There are actually a lot. And in the end I get to know lots of them because it’s part of my work. Of course, most of them don’t spark a big interest in me. It’s pure exposure without any content. But they do succeed, of course, human beings are very curious and that’s exactly what they want to see, they are voyeurs… it’s just like a reality show. And of course, since the moment that a person attracts public and consequently has a lot of followers, the brands get interested in that person and invest to be featured in the blog because the result of blog communication is extremely positive. With guarantee of immediate consumption, it’s madness. Some bloggers have become real celebrities. But I do believe since the moment you become an influent person, it’s important to take care with what you say, specially because most of the public that follows bloggers/celebrities are young teenagers in a very delicate moment in life, when good examples are very important.

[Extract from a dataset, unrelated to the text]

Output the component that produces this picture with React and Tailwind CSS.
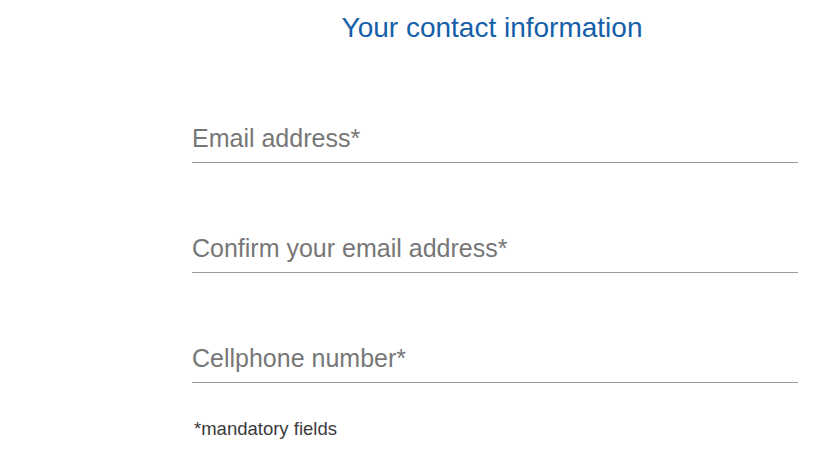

Do you think the industry won’t live without them in the future?
It’s actually very radical to say that the industry won’t live without them. History has been through many social phenomena and everything always changes, as we live in a world in constant transformation. For that, I believe this is the present. In the same way that we can’t imagine what will be up next, we only now that’s going to change, it always changes. 


4 Comments

  1. Carolina Dias2014-08-25 08:31:04

    Claire M. there is no appreciation in the contents and nobody cares anymore with formation! "Freedom of expression , of course yes, but control of quality is not censorship and should exist" by Sofia Aparício

  2. Carolina Dias2014-08-25 08:28:25

    Miss Pumps it's everywhere that's might be one of the biggest problems of society :/

  3. Miss Pumps2014-08-21 12:59:34

    It's like that in so many areas, not just in fashion blogging.

  4. Claire M.2014-07-06 17:42:30

    She's so right. It seems that the world of fashion blogging is all about showing off with no real appreciation for content. It really needs a good shake.